Is f0 the same as cutoff frequency?

Not always. For a Butterworth-like second-order low-pass or high-pass stage, f0 is close to the -3 dB point. With other Q values, inspect the Gain Response Curve and -3 dB reference marker.

Why does increasing K raise the risk of peaking?

In Sallen-Key stages, amplifier gain participates in the damping term. Raising K can increase Q, and excessive Q can make the ideal response peak or become invalid for the entered ratios.

Why is R3 shown only for band-pass mode?

The low-pass and high-pass equations use R1, R2, C1, C2, and K. Band-pass mode also uses R3 damping path, so that extra resistor is requested only for that topology.

Do the nearest E24 and E96 columns change the result?

No. They compare entered resistor and capacitor values with common preferred-value series. To see the real effect of a substituted part, enter that chosen value and rerun the calculation.

Can this replace circuit simulation?

No. It gives an ideal Sallen-Key screening result with helpful checks.
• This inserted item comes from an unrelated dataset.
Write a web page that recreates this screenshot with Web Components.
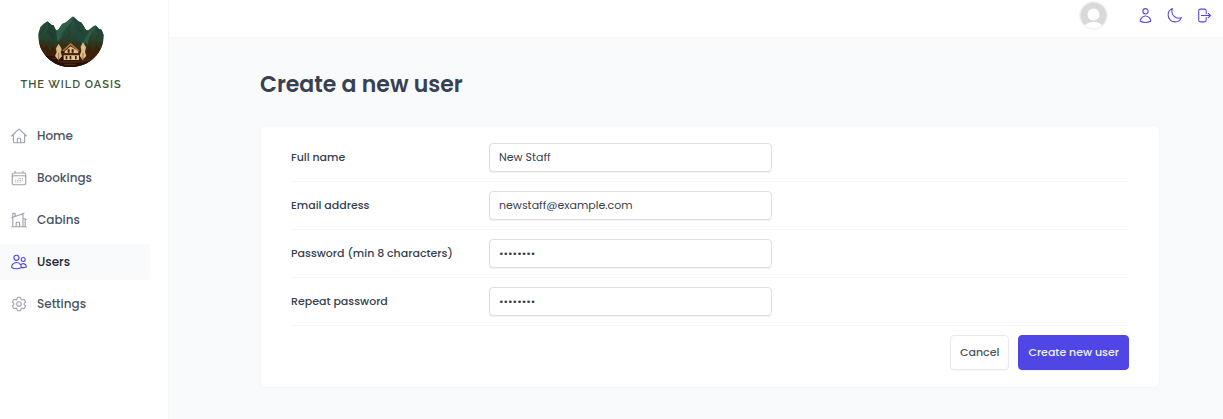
<!DOCTYPE html>
<html lang="en">
<head>
<meta charset="utf-8">
<meta name="viewport" content="width=device-width, initial-scale=1">
<title>The Wild Oasis</title>
<style>
:root {
  --brand: #4f46e5;
  --grey-0: #fff;
  --grey-50: #f9fafb;
  --grey-100: #f5f6f8;
  --grey-200: #e8eaed;
  --grey-300: #dcdfe3;
  --grey-400: #9ca3af;
  --grey-600: #4b5563;
  --grey-700: #374151;
  --grey-800: #1f2937;
}
body {
  margin: 0;
  font-family: Poppins, Inter, sans-serif;
  font-size: 11px;
  color: var(--grey-700);
  background: var(--grey-50);
}
</style>
</head>
<body>
<app-shell>
  <app-sidebar slot="sidebar">
    <app-logo slot="logo"></app-logo>
    <nav-item icon="home">Home</nav-item>
    <nav-item icon="calendar">Bookings</nav-item>
    <nav-item icon="cabin">Cabins</nav-item>
    <nav-item icon="users" active>Users</nav-item>
    <nav-item icon="cog">Settings</nav-item>
  </app-sidebar>
  <app-header slot="header"></app-header>
  <page-title>Create a new user</page-title>
  <form-card>
    <form-field label="Full name" type="text" value="New Staff"></form-field>
    <form-field label="Email address" type="email" value="newstaff@example.com"></form-field>
    <form-field label="Password (min 8 characters)" type="password" value="password"></form-field>
    <form-field label="Repeat password" type="password" value="password"></form-field>
    <app-button slot="actions" variant="secondary">Cancel</app-button>
    <app-button slot="actions" variant="primary">Create new user</app-button>
  </form-card>
</app-shell>

<script>
const ICONS = {
  home: "M2.25 12l8.954-8.955c.44-.439 1.152-.439 1.591 0L21.75 12M4.5 9.75v10.125c0 .621.504 1.125 1.125 1.125H9.75v-4.875c0-.621.504-1.125 1.125-1.125h2.25c.621 0 1.125.504 1.125 1.125V21h4.125c.621 0 1.125-.504 1.125-1.125V9.75M8.25 21h8.25",
  calendar: "M6.75 3v2.25M17.25 3v2.25M3 18.75V7.5a2.25 2.25 0 012.25-2.25h13.5A2.25 2.25 0 0121 7.5v11.25m-18 0A2.25 2.25 0 005.25 21h13.5A2.25 2.25 0 0021 18.75m-18 0v-7.5A2.25 2.25 0 015.25 9h13.5A2.25 2.25 0 0121 11.25v7.5m-9-6h.008v.008H12v-.008zM12 15h.008v.008H12V15zm0 2.25h.008v.008H12v-.008zM9.75 15h.008v.008H9.75V15zm0 2.25h.008v.008H9.75v-.008zM7.5 15h.008v.008H7.5V15zm0 2.25h.008v.008H7.5v-.008zm6.75-4.5h.008v.008h-.008v-.008zm0 2.25h.008v.008h-.008V15zm0 2.25h.008v.008h-.008v-.008zm2.25-4.5h.008v.008H16.5v-.008zm0 2.25h.008v.008H16.5V15z",
  cabin: "M8.25 21v-4.875c0-.621.504-1.125 1.125-1.125h2.25c.621 0 1.125.504 1.125 1.125V21m0 0h4.5V3.545M12.75 21h7.5V10.75M2.25 21h1.5m18 0h-18M2.25 9l4.5-1.636M18.75 3l-1.5.545m0 6.205l3 1m1.5.5l-1.5-.5M6.75 7.364V3h-3v18m3-13.636l10.5-3.819",
  users: "M15 19.128a9.38 9.38 0 002.625.372 9.337 9.337 0 004.121-.952 4.125 4.125 0 00-7.533-2.493M15 19.128v-.003c0-1.113-.285-2.16-.786-3.07M15 19.128v.106A12.318 12.318 0 018.624 21c-2.331 0-4.512-.645-6.374-1.766l-.001-.109a6.375 6.375 0 0111.964-3.07M12 6.375a3.375 3.375 0 11-6.75 0 3.375 3.375 0 016.75 0zm8.25 2.25a2.625 2.625 0 11-5.25 0 2.625 2.625 0 015.25 0z",
  cog: "M9.594 3.94c.09-.542.56-.94 1.11-.94h2.593c.55 0 1.02.398 1.11.94l.213 1.281c.063.374.313.686.645.87.074.04.147.083.22.127.324.196.72.257 1.075.124l1.217-.456a1.125 1.125 0 011.37.49l1.296 2.247a1.125 1.125 0 01-.26 1.431l-1.003.827c-.293.24-.438.613-.431.992a6.759 6.759 0 010 .255c-.007.378.138.75.43.99l1.005.828c.424.35.534.954.26 1.43l-1.298 2.247a1.125 1.125 0 01-1.369.491l-1.217-.456c-.355-.133-.75-.072-1.076.124a6.57 6.57 0 01-.22.128c-.331.183-.581.495-.644.869l-.213 1.28c-.09.543-.56.941-1.11.941h-2.594c-.55 0-1.02-.398-1.11-.94l-.213-1.281c-.062-.374-.312-.686-.644-.87a6.52 6.52 0 01-.22-.127c-.325-.196-.72-.257-1.076-.124l-1.217.456a1.125 1.125 0 01-1.369-.49l-1.297-2.247a1.125 1.125 0 01.26-1.431l1.004-.827c.292-.24.437-.613.43-.992a6.932 6.932 0 010-.255c.007-.378-.138-.75-.43-.99l-1.004-.828a1.125 1.125 0 01-.26-1.43l1.297-2.247a1.125 1.125 0 011.37-.491l1.216.456c.356.133.751.072 1.076-.124.072-.044.146-.087.22-.128.332-.183.582-.495.644-.869l.214-1.281zM15 12a3 3 0 11-6 0 3 3 0 016 0z",
  user: "M15.75 6a3.75 3.75 0 11-7.5 0 3.75 3.75 0 017.5 0zM4.501 20.118a7.5 7.5 0 0114.998 0A17.933 17.933 0 0112 21.75c-2.676 0-5.216-.584-7.499-1.632z",
  moon: "M21.752 15.002A9.718 9.718 0 0118 15.75c-5.385 0-9.75-4.365-9.75-9.75 0-1.33.266-2.597.748-3.752A9.753 9.753 0 003 11.25C3 16.635 7.365 21 12.75 21a9.753 9.753 0 009.002-5.998z",
  logout: "M15.75 9V5.25A2.25 2.25 0 0013.5 3h-6a2.25 2.25 0 00-2.25 2.25v13.5A2.25 2.25 0 007.5 21h6a2.25 2.25 0 002.25-2.25V15m3 0l3-3m0 0l-3-3m3 3H9"
};
const icon = name => `<svg viewBox="0 0 24 24" fill="none" stroke="currentColor" stroke-width="1.5" stroke-linecap="round" stroke-linejoin="round" aria-hidden="true"><path d="${ICONS[name]}"/></svg>`;

function define(name, render) {
  customElements.define(name, class extends HTMLElement {
    connectedCallback() {
      if (!this.shadowRoot) this.attachShadow({ mode: "open" }).innerHTML = render(this);
    }
  });
}

define("app-shell", () => `
  <style>
    :host { display: grid; grid-template-columns: 169px 1fr; grid-template-rows: auto 1fr; min-height: 100vh; }
    aside { grid-row: 1 / 3; }
    main { padding: 30px 49px 30px 77px; }
    .content { max-width: 900px; margin: 0 auto; display: flex; flex-direction: column; gap: 24px; }
  </style>
  <aside><slot name="sidebar"></slot></aside>
  <slot name="header"></slot>
  <main><div class="content"><slot></slot></div></main>`);

define("app-sidebar", () => `
  <style>
    :host { display: flex; flex-direction: column; gap: 25px; box-sizing: border-box; min-height: 100vh;
      padding: 16px 18px 18px 0; background: var(--grey-0); border-right: 1px solid var(--grey-100); }
    nav { display: flex; flex-direction: column; gap: 6px; }
  </style>
  <slot name="logo"></slot>
  <nav aria-label="Main"><slot></slot></nav>`);

define("app-logo", () => `
  <style>
    :host { display: flex; flex-direction: column; align-items: center; gap: 9px; margin-right: 8px; }
    svg { display: block; width: 66px; height: 52px; }
    span { font: 600 11px/16px Raleway, Lato, sans-serif; letter-spacing: 1px; color: #3d5638; white-space: nowrap; }
  </style>
  <svg viewBox="26 19 198 156" aria-hidden="true">
    <defs>
      <linearGradient id="land" x1="0" y1="0" x2="0" y2="1">
        <stop offset="0" stop-color="#2b5643"/><stop offset=".42" stop-color="#264432"/>
        <stop offset=".62" stop-color="#382a12"/><stop offset="1" stop-color="#32170b"/>
      </linearGradient>
      <clipPath id="shape"><path d="M27 72L33 52L42 43L54 35L66 45L73 47L80 62L87 60L98 43L110 38L131 20L147 35L157 39L170 61L177 62L190 51L199 47L209 58L217 60L223 76C224 130 181 172 125 172C69 172 25 130 27 72Z"/></clipPath>
    </defs>
    <g clip-path="url(#shape)">
      <rect x="24" y="16" width="202" height="160" fill="url(#land)"/>
      <path d="M131 20L124 42L108 54L100 78L84 96L80 62L98 43L110 38Z" fill="#30604a"/>
      <path d="M131 20L137 45L130 55L145 69L139 84L157 104L170 86L175 66L157 39Z" fill="#22483a"/>
      <path d="M54 35L57 57L50 68L65 82L63 101L82 110L80 62L73 47Z" fill="#1f4032"/>
      <path d="M199 47L193 70L181 80L174 105L156 110L171 78L190 51Z" fill="#2f5942"/>
      <path d="M199 47L205 67L200 80L215 99L223 76L217 60Z" fill="#234433"/>
      <g fill="none" stroke="#1c382b" stroke-width="2">
        <path d="M124 41L117 59L121 74L107 91M103 65L94 81M48 43L43 60L34 72M60 66L74 89M145 50L160 75M192 63L178 96M205 77L213 84"/>
      </g>
      <path d="M22 98L34 91L37 98L44 90L50 102L57 94L63 105L71 97L79 109L89 101L100 107L160 107L168 97L176 108L185 98L192 109L202 96L211 105L225 92V120L196 126H55L22 119Z" fill="#30331a"/>
      <path d="M26 112L36 102L42 115L52 103L61 121L72 109L81 127H170L181 108L191 122L203 107L213 117L224 103V176H24Z" fill="#3c210d"/>
      <path d="M40 140Q90 136 123 151T198 148L180 176H65Z" fill="#291008"/>
      <path d="M68 146H87M91 157H151M165 151H184M105 164H139" stroke="#5c3014" stroke-width="3"/>
      <path d="M124 101L99 121V154H151V121Z" fill="#2d150c"/>
      <path d="M124 99L97 124H104L124 107L145 124H152Z" fill="#a8733e"/>
      <path d="M124 110L106 125V131H147V125Z" fill="#e2b97e"/>
      <path d="M103 137H149V151H103Z" fill="#e9c48b"/>
      <path d="M115 119H121V129H115ZM127 119H133V129H127ZM109 139H114V149H109ZM121 139H126V149H121ZM137 139H142V149H137Z" fill="#3a1c0d"/>
      <path d="M97 133H153" stroke="#4b2812" stroke-width="4"/>
      <path d="M88 102L80 116L82 128L77 139L87 151L98 140L94 128L97 118Z" fill="#dfbb82"/>
      <path d="M161 98L154 111L156 124L151 138L160 151L171 139L167 126L170 113Z" fill="#e2bd84"/>
      <path d="M88 130V157M161 130V158" stroke="#7d4b24" stroke-width="2"/>
    </g>
  </svg>
  <span>THE WILD OASIS</span>`);

define("nav-item", el => `
  <style>
    :host { display: block; color: var(--grey-600); }
    a { display: flex; align-items: center; gap: 9px; height: 36px; padding-left: 10px; border-radius: 0 4px 4px 0;
      font-size: 12px; font-weight: 500; line-height: 18px; color: inherit; text-decoration: none; }
    svg { width: 18px; height: 18px; color: var(--grey-400); }
    :host([active]) a { background: var(--grey-50); color: var(--grey-800); }
    :host([active]) svg { color: var(--brand); }
  </style>
  <a href="#${el.getAttribute("icon")}"${el.hasAttribute("active") ? ' aria-current="page"' : ""}>${icon(el.getAttribute("icon"))}<slot></slot></a>`);

define("app-header", () => `
  <style>
    :host { display: flex; justify-content: flex-end; align-items: center; gap: 29px; padding: 1px 11px 7px;
      background: var(--grey-0); border-bottom: 1px solid var(--grey-100); }
    .avatar { display: block; width: 29px; height: 29px; }
    .tools { display: flex; gap: 12px; }
    button { display: block; padding: 0; border: 0; background: none; color: var(--brand); }
    button svg { display: block; width: 17px; height: 17px; }
  </style>
  <svg class="avatar" viewBox="0 0 58 58" role="img" aria-label="Avatar">
    <clipPath id="face"><circle cx="29" cy="29" r="26"/></clipPath>
    <circle cx="29" cy="29" r="29" fill="#f3f4f6"/>
    <g clip-path="url(#face)">
      <rect width="58" height="58" fill="#d9d9d9"/>
      <circle cx="29" cy="27" r="12" fill="#fff"/>
      <ellipse cx="29" cy="52" rx="18" ry="10" fill="#fff"/>
    </g>
  </svg>
  <div class="tools">
    <button type="button" aria-label="Account">${icon("user")}</button>
    <button type="button" aria-label="Dark mode">${icon("moon")}</button>
    <button type="button" aria-label="Log out">${icon("logout")}</button>
  </div>`);

define("page-title", () => `
  <style>
    :host { display: block; }
    h1 { margin: 0; font-size: 22px; font-weight: 600; line-height: 33px; }
  </style>
  <h1><slot></slot></h1>`);

define("form-card", () => `
  <style>
    :host { display: block; }
    form { padding: 8px 30px; background: var(--grey-0); border: 1px solid var(--grey-100); border-radius: 6px; }
    .actions { display: flex; justify-content: flex-end; gap: 9px; padding: 9px 0; }
  </style>
  <form>
    <slot></slot>
    <div class="actions"><slot name="actions"></slot></div>
  </form>`);

define("form-field", el => `
  <style>
    :host { display: grid; grid-template-columns: 180px 1fr 1.2fr; column-gap: 18px; align-items: center;
      padding: 9px 0; border-bottom: 1px solid var(--grey-100); }
    label { font-weight: 500; line-height: 17px; white-space: nowrap; }
    input { box-sizing: border-box; width: 100%; min-width: 0; height: 29px; padding: 0 9px; border: 1px solid var(--grey-300);
      border-radius: 4px; background: var(--grey-0); box-shadow: 0 1px 1px rgba(0, 0, 0, .06);
      font: inherit; color: inherit; }
  </style>
  <label for="field">${el.getAttribute("label")}</label>
  <input id="field" type="${el.getAttribute("type")}" value="${el.getAttribute("value")}" autocomplete="off">`);

define("app-button", () => `
  <style>
    :host { display: block; }
    button { display: block; height: 35px; padding: 0 9px; border: 1px solid var(--grey-200); border-radius: 4px;
      background: var(--grey-0); box-shadow: 0 1px 1px rgba(0, 0, 0, .04);
      font: inherit; font-weight: 500; color: var(--grey-600); white-space: nowrap; }
    :host([variant=primary]) button { background: var(--brand); border-color: var(--brand); color: #eef2ff; }
  </style>
  <button type="button"><slot></slot></button>`);
</script>
</body>
</html>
Use op amp simulation and measurement when GBW, slew rate, supply swing, tolerance, noise, or layout parasitics matter.

Glossary:

Natural frequency: The second-order frequency set by the denominator coefficient b; shown as f0.
Q: Quality factor, a damping measure that controls peaking and bandwidth.
Passband gain K: The non-inverting gain value used by the Sallen-Key stage.
GBW: Gain-bandwidth product, an op amp limit that affects whether the ideal response is realistic.
E24 and E96: Preferred resistor and capacitor value series used for nearest-value comparisons.
Bandwidth: For band-pass mode, the center frequency divided by Q.

References:

Analysis of the Sallen-Key Architecture, Texas Instruments, July 1999 revised September 2002.
Butterworth Sallen-Key Low-Pass Filter Design Tool, Texas Instruments, 2021.
AN-649: Using the Analog Devices Active Filter Design Tool, Analog Devices.
AN-1584: Eight-Pole, Active Low-Pass Filter Optimized for Precision, Low Noise, and High Gain, Analog Devices.
IEC 60063:2015 Preferred number series for resistors and capacitors, International Electrotechnical Commission, 2015.